_WHAT YOU WILL DO_.
Quote each line of the material verbatim, without the pictures.

_PROVIDED DATA_.
####

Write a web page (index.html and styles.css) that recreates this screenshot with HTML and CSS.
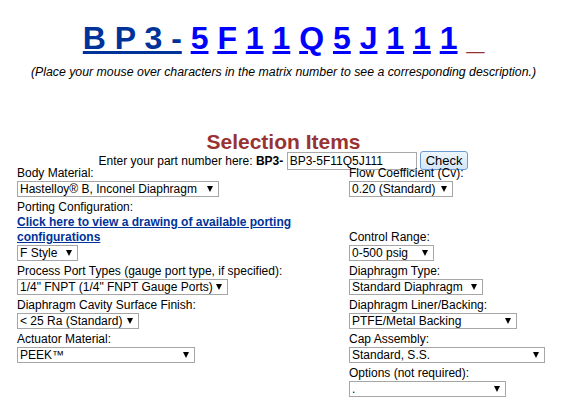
FILE: index.html
```html
<!DOCTYPE html>
<html>
    <head>
        <title>Back Pressure Regulator - Part Number Builder</title>
        <link rel="stylesheet" href="styles.css">
    </head>
    <body>
        <h1 id="matrix">
            <a class="base" href="#">B P 3 -</a>
            <a href="#">5</a>
            <a href="#">F</a>
            <a href="#">1</a>
            <a href="#">1</a>
            <a href="#">Q</a>
            <a href="#">5</a>
            <a href="#">J</a>
            <a href="#">1</a>
            <a href="#">1</a>
            <a href="#">1</a>
            <span class="tail">_</span>
        </h1>
        <p class="hint">(Place your mouse over characters in the matrix number to see a corresponding description.)</p>

        <h2 class="title">Selection Items</h2>
        <div class="enter">
            Enter your part number here:&nbsp;<b>BP3-</b>&nbsp;<input id="partno" type="text" value="BP3-5F11Q5J111"> <button id="checkbtn">Check</button>
        </div>

        <div class="items">
            <div class="cell">
                <div class="lbl">Body Material:</div>
                <span class="sel"><select class="w202"><option>Hastelloy® B, Inconel Diaphragm</option></select></span>
            </div>
            <div class="cell">
                <div class="lbl">Flow Coefficient (Cv):</div>
                <span class="sel"><select class="w104"><option>0.20 (Standard)</option></select></span>
            </div>

            <div class="cell">
                <div class="lbl">Porting Configuration:</div>
                <a class="drawing" href="#">Click here to view a drawing of available porting configurations</a>
                <span class="sel"><select class="w61"><option>F Style</option></select></span>
            </div>
            <div class="cell">
                <div class="lbl">Control Range:</div>
                <span class="sel"><select class="w85"><option>0-500 psig</option></select></span>
            </div>

            <div class="cell">
                <div class="lbl">Process Port Types (gauge port type, if specified):</div>
                <span class="sel"><select class="w211"><option>1/4" FNPT (1/4" FNPT Gauge Ports)</option></select></span>
            </div>
            <div class="cell">
                <div class="lbl">Diaphragm Type:</div>
                <span class="sel"><select class="w134"><option>Standard Diaphragm</option></select></span>
            </div>

            <div class="cell">
                <div class="lbl">Diaphragm Cavity Surface Finish:</div>
                <span class="sel"><select class="w122"><option>&lt; 25 Ra (Standard)</option></select></span>
            </div>
            <div class="cell">
                <div class="lbl">Diaphragm Liner/Backing:</div>
                <span class="sel"><select class="w168"><option>PTFE/Metal Backing</option></select></span>
            </div>

            <div class="cell">
                <div class="lbl">Actuator Material:</div>
                <span class="sel"><select class="w178"><option>PEEK™</option></select></span>
            </div>
            <div class="cell">
                <div class="lbl">Cap Assembly:</div>
                <span class="sel"><select class="w196"><option>Standard, S.S.</option></select></span>
            </div>

            <div class="cell"></div>
            <div class="cell">
                <div class="lbl">Options (not required):</div>
                <span class="sel"><select class="w157"><option>.</option></select></span>
            </div>
        </div>
    </body>
</html>
```

FILE: styles.css
```css
body{
    margin:0;
    font-family:"Liberation Sans", Arial, sans-serif;
    font-size:12px;
    color:#000;
    background:#fff;
}
#matrix{
    margin:20px 0 0;
    text-align:center;
    font-size:32px;
    line-height:37px;
    font-weight:bold;
}
#matrix a{
    color:#0000ff;
    text-decoration-thickness:3px;
}
#matrix a.base{
    color:#003399;
}
#matrix .tail{
    color:#993333;
}
.hint{
    margin:8px 0 0;
    text-align:center;
    font-style:italic;
    font-size:12.3px;
    line-height:14px;
}
.title{
    margin:54px 0 0;
    text-align:center;
    font-size:21px;
    line-height:18px;
    color:#993333;
}
.enter{
    display:flex;
    align-items:center;
    justify-content:center;
    height:19px;
}
#partno{
    width:130px;
    height:18px;
    box-sizing:border-box;
    margin:0 3px 0 0;
    padding:0 2px;
    border:1px solid #a9a9a9;
    font-family:"Liberation Sans", Arial, sans-serif;
    font-size:12px;
}
#checkbtn{
    height:19px;
    padding:0 5px;
    border:1px solid #6d9bd1;
    border-radius:3px;
    background:linear-gradient(#eef6fd, #d3e5f7);
    font-family:"Liberation Sans", Arial, sans-serif;
    font-size:13px;
    color:#000;
}
.items{
    width:533px;
    margin:-5px auto 0;
    display:grid;
    grid-template-columns:332px 1fr;
    align-items:end;
}
.cell{
    padding-bottom:2px;
}
.lbl{
    line-height:16px;
}
.drawing{
    display:block;
    line-height:15px;
    font-weight:bold;
    color:#003399;
}
.sel{
    display:inline-block;
    position:relative;
    vertical-align:top;
}
.sel select{
    -webkit-appearance:none;
    appearance:none;
    display:block;
    height:16px;
    box-sizing:border-box;
    margin:0;
    padding:0 0 0 2px;
    border:1px solid #a6a6a6;
    border-radius:0;
    background:#fff;
    font-family:"Liberation Sans", Arial, sans-serif;
    font-size:12px;
    line-height:14px;
    color:#000;
}
.sel::after{
    content:"";
    position:absolute;
    right:6px;
    top:5px;
    border-left:3px solid transparent;
    border-right:3px solid transparent;
    border-top:6px solid #000;
    pointer-events:none;
}
.w61{width:61px;}
.w85{width:85px;}
.w104{width:104px;}
.w122{width:122px;}
.w134{width:134px;}
.w157{width:157px;}
.w168{width:168px;}
.w178{width:178px;}
.w196{width:196px;}
.w202{width:202px;}
.w211{width:211px;}
```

####

_TASK SOLUTION_.
Write a web page (index.html and styles.css) that recreates this screenshot with HTML and CSS.
FILE: index.html
```html
<!DOCTYPE html>
<html>
    <head>
        <title>Back Pressure Regulator - Part Number Builder</title>
        <link rel="stylesheet" href="styles.css">
    </head>
    <body>
        <h1 id="matrix">
            <a class="base" href="#">B P 3 -</a>
            <a href="#">5</a>
            <a href="#">F</a>
            <a href="#">1</a>
            <a href="#">1</a>
            <a href="#">Q</a>
            <a href="#">5</a>
            <a href="#">J</a>
            <a href="#">1</a>
            <a href="#">1</a>
            <a href="#">1</a>
            <span class="tail">_</span>
        </h1>
        <p class="hint">(Place your mouse over characters in the matrix number to see a corresponding description.)</p>

        <h2 class="title">Selection Items</h2>
        <div class="enter">
            Enter your part number here:&nbsp;<b>BP3-</b>&nbsp;<input id="partno" type="text" value="BP3-5F11Q5J111"> <button id="checkbtn">Check</button>
        </div>

        <div class="items">
            <div class="cell">
                <div class="lbl">Body Material:</div>
                <span class="sel"><select class="w202"><option>Hastelloy® B, Inconel Diaphragm</option></select></span>
            </div>
            <div class="cell">
                <div class="lbl">Flow Coefficient (Cv):</div>
                <span class="sel"><select class="w104"><option>0.20 (Standard)</option></select></span>
            </div>

            <div class="cell">
                <div class="lbl">Porting Configuration:</div>
                <a class="drawing" href="#">Click here to view a drawing of available porting configurations</a>
                <span class="sel"><select class="w61"><option>F Style</option></select></span>
            </div>
            <div class="cell">
                <div class="lbl">Control Range:</div>
                <span class="sel"><select class="w85"><option>0-500 psig</option></select></span>
            </div>

            <div class="cell">
                <div class="lbl">Process Port Types (gauge port type, if specified):</div>
                <span class="sel"><select class="w211"><option>1/4" FNPT (1/4" FNPT Gauge Ports)</option></select></span>
            </div>
            <div class="cell">
                <div class="lbl">Diaphragm Type:</div>
                <span class="sel"><select class="w134"><option>Standard Diaphragm</option></select></span>
            </div>

            <div class="cell">
                <div class="lbl">Diaphragm Cavity Surface Finish:</div>
                <span class="sel"><select class="w122"><option>&lt; 25 Ra (Standard)</option></select></span>
            </div>
            <div class="cell">
                <div class="lbl">Diaphragm Liner/Backing:</div>
                <span class="sel"><select class="w168"><option>PTFE/Metal Backing</option></select></span>
            </div>

            <div class="cell">
                <div class="lbl">Actuator Material:</div>
                <span class="sel"><select class="w178"><option>PEEK™</option></select></span>
            </div>
            <div class="cell">
                <div class="lbl">Cap Assembly:</div>
                <span class="sel"><select class="w196"><option>Standard, S.S.</option></select></span>
            </div>

            <div class="cell"></div>
            <div class="cell">
                <div class="lbl">Options (not required):</div>
                <span class="sel"><select class="w157"><option>.</option></select></span>
            </div>
        </div>
    </body>
</html>
```

FILE: styles.css
```css
body{
    margin:0;
    font-family:"Liberation Sans", Arial, sans-serif;
    font-size:12px;
    color:#000;
    background:#fff;
}
#matrix{
    margin:20px 0 0;
    text-align:center;
    font-size:32px;
    line-height:37px;
    font-weight:bold;
}
#matrix a{
    color:#0000ff;
    text-decoration-thickness:3px;
}
#matrix a.base{
    color:#003399;
}
#matrix .tail{
    color:#993333;
}
.hint{
    margin:8px 0 0;
    text-align:center;
    font-style:italic;
    font-size:12.3px;
    line-height:14px;
}
.title{
    margin:54px 0 0;
    text-align:center;
    font-size:21px;
    line-height:18px;
    color:#993333;
}
.enter{
    display:flex;
    align-items:center;
    justify-content:center;
    height:19px;
}
#partno{
    width:130px;
    height:18px;
    box-sizing:border-box;
    margin:0 3px 0 0;
    padding:0 2px;
    border:1px solid #a9a9a9;
    font-family:"Liberation Sans", Arial, sans-serif;
    font-size:12px;
}
#checkbtn{
    height:19px;
    padding:0 5px;
    border:1px solid #6d9bd1;
    border-radius:3px;
    background:linear-gradient(#eef6fd, #d3e5f7);
    font-family:"Liberation Sans", Arial, sans-serif;
    font-size:13px;
    color:#000;
}
.items{
    width:533px;
    margin:-5px auto 0;
    display:grid;
    grid-template-columns:332px 1fr;
    align-items:end;
}
.cell{
    padding-bottom:2px;
}
.lbl{
    line-height:16px;
}
.drawing{
    display:block;
    line-height:15px;
    font-weight:bold;
    color:#003399;
}
.sel{
    display:inline-block;
    position:relative;
    vertical-align:top;
}
.sel select{
    -webkit-appearance:none;
    appearance:none;
    display:block;
    height:16px;
    box-sizing:border-box;
    margin:0;
    padding:0 0 0 2px;
    border:1px solid #a6a6a6;
    border-radius:0;
    background:#fff;
    font-family:"Liberation Sans", Arial, sans-serif;
    font-size:12px;
    line-height:14px;
    color:#000;
}
.sel::after{
    content:"";
    position:absolute;
    right:6px;
    top:5px;
    border-left:3px solid transparent;
    border-right:3px solid transparent;
    border-top:6px solid #000;
    pointer-events:none;
}
.w61{width:61px;}
.w85{width:85px;}
.w104{width:104px;}
.w122{width:122px;}
.w134{width:134px;}
.w157{width:157px;}
.w168{width:168px;}
.w178{width:178px;}
.w196{width:196px;}
.w202{width:202px;}
.w211{width:211px;}
```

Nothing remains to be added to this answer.